As soon as the rodeo’s over on Saturday, the arena begins its transformation for the demolition derby where dozens of people drive old cars and trucks into each other until only one is left standing. Ironically, it begins with a prayer that goes something like this, “Please bless us in our idiocy that no one will get hurt despite our best efforts to trap each other in mutilated cages of twisted metal.” On a somewhat related note, I greatly enjoyed betting quarters on each round as a kid with my cousin, Blake. I won $1.50 one year.
Immediately following the demolition derby comes the magical part: the lighting of the “M” on M Mountain and the fireworks. As a kid, I looked forward to it almost more than the carnival. Like magic, the large “M” on the small mountain just south of Manassa would light up with little flickering cans of burning diesel.
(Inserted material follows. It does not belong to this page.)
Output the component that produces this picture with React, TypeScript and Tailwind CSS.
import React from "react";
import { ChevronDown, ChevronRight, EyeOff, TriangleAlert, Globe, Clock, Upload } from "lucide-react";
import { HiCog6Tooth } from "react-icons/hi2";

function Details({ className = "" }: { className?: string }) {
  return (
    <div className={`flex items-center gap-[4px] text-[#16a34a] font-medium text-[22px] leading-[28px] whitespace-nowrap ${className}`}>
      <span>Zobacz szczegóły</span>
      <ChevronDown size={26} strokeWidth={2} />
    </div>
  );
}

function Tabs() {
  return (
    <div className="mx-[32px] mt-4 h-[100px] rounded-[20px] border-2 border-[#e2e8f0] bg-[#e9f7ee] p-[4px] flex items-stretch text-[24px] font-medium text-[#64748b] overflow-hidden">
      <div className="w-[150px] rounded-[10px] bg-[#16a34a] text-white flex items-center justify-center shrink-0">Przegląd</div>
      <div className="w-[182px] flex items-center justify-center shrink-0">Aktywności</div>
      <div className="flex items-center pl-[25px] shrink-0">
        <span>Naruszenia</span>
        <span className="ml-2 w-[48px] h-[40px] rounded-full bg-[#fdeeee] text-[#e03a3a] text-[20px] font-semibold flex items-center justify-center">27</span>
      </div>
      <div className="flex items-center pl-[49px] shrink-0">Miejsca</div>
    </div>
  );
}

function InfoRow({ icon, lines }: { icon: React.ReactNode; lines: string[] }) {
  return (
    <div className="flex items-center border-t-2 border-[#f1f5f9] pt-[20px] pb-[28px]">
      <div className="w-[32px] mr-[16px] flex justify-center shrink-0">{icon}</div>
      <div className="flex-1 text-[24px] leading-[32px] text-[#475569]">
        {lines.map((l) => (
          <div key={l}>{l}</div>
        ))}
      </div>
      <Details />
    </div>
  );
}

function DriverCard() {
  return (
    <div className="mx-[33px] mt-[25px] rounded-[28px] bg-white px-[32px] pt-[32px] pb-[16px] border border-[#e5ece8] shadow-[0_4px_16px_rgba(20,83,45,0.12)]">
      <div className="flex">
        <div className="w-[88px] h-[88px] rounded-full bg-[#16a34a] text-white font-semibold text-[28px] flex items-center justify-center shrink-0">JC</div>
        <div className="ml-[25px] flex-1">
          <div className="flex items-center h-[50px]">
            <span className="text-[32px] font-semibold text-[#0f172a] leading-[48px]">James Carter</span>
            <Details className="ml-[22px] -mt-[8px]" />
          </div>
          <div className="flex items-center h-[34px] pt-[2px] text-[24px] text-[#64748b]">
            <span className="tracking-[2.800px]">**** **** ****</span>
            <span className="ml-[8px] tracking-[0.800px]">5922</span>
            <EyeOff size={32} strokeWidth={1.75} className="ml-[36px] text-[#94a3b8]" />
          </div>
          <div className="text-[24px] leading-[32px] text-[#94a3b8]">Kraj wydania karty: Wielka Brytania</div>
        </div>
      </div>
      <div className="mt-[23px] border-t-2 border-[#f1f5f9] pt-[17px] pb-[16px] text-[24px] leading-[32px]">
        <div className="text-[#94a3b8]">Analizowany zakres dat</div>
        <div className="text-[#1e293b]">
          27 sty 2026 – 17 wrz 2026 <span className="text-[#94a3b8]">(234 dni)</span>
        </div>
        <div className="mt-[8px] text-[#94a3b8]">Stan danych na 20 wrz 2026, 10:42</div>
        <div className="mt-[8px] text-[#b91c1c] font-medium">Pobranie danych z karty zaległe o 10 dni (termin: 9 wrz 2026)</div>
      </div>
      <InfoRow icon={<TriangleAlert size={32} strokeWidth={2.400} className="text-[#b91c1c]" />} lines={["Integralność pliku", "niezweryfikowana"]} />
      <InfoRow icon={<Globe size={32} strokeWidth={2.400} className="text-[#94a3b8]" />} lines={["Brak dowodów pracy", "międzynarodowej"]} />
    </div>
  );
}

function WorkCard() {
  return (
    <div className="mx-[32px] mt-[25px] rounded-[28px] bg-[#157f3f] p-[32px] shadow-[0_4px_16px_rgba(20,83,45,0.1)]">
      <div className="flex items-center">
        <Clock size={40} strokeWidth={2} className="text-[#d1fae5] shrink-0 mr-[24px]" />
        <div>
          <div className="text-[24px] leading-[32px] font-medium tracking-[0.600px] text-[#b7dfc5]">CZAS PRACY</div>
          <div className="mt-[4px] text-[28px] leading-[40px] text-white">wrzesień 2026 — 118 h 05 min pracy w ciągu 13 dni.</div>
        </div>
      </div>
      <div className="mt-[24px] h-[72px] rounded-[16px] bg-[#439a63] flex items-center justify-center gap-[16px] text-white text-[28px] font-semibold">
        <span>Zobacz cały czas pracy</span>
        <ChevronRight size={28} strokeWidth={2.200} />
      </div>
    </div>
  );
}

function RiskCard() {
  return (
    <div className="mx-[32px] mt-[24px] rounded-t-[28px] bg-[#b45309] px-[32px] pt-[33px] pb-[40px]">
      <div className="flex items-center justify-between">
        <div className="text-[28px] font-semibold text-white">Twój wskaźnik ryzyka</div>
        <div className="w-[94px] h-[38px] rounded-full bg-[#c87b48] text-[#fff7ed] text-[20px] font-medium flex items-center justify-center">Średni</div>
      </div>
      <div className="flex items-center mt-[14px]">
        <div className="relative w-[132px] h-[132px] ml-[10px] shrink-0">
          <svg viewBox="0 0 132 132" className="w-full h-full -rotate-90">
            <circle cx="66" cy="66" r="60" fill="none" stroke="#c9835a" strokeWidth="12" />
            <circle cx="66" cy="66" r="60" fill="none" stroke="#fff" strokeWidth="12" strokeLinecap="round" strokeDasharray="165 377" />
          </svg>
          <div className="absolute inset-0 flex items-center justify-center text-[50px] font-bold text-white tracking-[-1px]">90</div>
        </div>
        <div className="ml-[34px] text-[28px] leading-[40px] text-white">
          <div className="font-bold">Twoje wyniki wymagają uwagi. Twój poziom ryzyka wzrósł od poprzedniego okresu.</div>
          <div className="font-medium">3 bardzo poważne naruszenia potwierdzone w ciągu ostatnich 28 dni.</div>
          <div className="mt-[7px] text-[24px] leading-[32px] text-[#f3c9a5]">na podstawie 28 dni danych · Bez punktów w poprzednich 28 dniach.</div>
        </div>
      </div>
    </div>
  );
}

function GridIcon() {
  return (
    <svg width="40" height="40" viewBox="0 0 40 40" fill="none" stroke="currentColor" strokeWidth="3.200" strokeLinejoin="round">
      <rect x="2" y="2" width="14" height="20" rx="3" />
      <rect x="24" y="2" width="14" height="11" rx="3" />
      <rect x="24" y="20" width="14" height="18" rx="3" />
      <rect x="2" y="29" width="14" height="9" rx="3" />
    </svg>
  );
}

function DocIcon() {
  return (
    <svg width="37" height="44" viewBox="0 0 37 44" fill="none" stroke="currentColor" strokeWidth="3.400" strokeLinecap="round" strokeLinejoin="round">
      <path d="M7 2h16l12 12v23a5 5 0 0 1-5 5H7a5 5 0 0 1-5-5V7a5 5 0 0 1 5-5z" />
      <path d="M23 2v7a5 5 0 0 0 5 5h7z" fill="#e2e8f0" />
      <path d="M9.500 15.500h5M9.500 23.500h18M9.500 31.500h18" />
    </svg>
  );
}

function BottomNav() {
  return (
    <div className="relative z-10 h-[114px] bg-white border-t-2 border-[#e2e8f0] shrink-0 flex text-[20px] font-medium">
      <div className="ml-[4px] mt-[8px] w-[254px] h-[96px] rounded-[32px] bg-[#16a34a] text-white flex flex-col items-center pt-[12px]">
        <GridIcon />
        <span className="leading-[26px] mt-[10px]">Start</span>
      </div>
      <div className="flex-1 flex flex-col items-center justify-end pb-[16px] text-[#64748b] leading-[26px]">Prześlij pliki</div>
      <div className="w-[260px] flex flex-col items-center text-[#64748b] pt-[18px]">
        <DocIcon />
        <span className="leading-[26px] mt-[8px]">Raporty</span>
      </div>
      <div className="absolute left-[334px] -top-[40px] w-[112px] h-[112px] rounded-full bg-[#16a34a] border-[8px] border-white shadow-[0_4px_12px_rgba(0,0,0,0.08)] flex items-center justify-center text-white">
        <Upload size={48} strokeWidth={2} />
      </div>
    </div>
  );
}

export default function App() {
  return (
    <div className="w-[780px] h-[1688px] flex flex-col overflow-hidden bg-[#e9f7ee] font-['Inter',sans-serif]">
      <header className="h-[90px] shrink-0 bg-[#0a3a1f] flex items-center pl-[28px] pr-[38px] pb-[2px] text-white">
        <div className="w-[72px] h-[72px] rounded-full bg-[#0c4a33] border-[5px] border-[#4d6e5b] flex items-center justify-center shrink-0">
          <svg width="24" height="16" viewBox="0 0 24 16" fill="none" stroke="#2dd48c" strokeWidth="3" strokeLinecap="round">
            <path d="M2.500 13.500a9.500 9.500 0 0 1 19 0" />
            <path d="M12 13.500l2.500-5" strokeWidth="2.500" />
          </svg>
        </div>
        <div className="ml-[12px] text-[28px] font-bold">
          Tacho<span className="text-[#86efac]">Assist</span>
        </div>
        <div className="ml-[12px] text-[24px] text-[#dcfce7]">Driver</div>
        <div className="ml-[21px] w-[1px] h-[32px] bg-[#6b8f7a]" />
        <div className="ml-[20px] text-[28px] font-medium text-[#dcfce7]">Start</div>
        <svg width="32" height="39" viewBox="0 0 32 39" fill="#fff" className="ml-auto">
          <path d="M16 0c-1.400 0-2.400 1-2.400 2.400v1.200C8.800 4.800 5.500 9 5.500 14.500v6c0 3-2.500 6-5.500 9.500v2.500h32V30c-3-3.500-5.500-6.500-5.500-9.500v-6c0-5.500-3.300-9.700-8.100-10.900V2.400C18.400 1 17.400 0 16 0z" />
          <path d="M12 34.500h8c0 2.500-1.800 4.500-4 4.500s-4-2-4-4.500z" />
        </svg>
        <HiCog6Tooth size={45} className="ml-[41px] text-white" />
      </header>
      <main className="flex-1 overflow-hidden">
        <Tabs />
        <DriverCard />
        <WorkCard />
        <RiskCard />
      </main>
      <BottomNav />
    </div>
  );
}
And as soon as it was dark, I would wait with eager anticipation on the front porch of my grandma’s house waiting for the fireworks to start. This year, I was invited to participate in the magic as I helped the Jarvies clan (and when I say clan, I mean there are A LOT of them) set up all the diesel cans on the mountain. It was a cool experience even if I wasn’t much help because I was glued to my camera.
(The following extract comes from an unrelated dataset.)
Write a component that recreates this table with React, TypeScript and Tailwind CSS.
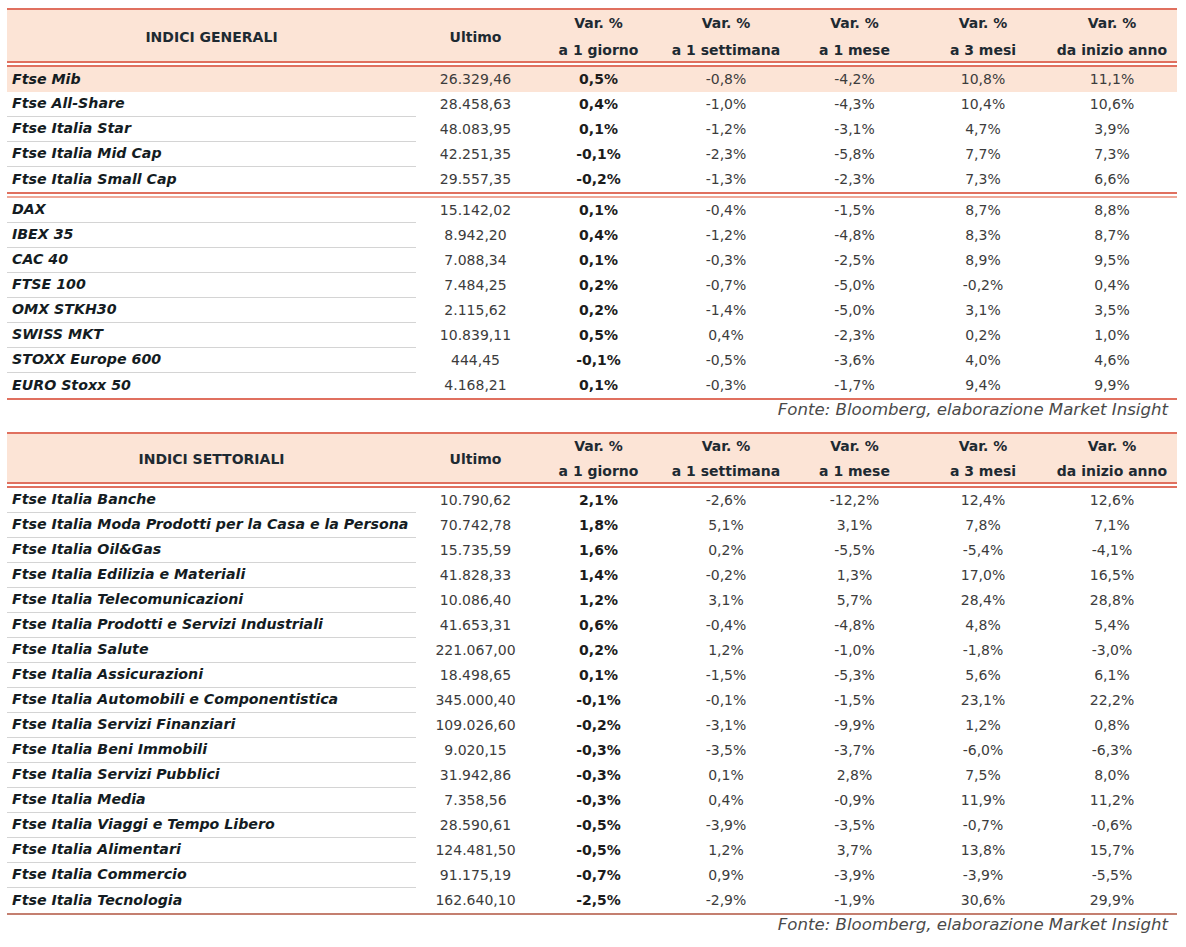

The fireworks on Saturday night mark the end of the celebration. It’s a time of sadness for those who are visiting and a time of jubilation for those who actually live in Manassa. Because, truth be told, the celebration is a massive amount of work for the residents. In fact, that one weekend in July can be one of the most dreaded times of the year if you’re in charge of building a float, working in the hamburger stand, setting up for the kick-off banquet, riding in the parade, or all of the above.
So why do we do it?
Because it’s who we are.
Really, the celebration is about love, family, tradition, and heritage. In a way, it defines what Manassa is who its residents are. It is a memorialization of our pioneer ancestors, an excuse for families to get together, and a reminder that love of God, family, and country are the most important things in life. While the pioneers now play a small part in their namesake holiday, there’s something about being with aunts, uncles, cousins, grandparents, and great-grandparents that reminds us that we are more than just ourselves. Sure, it’s a hassle and an overwhelming project for the months preceding it, but it ties us together as a family and a community.
Without the celebration, Manassa is little more than obscure farm town on a dusty road in Colorado. But with it, it’s home.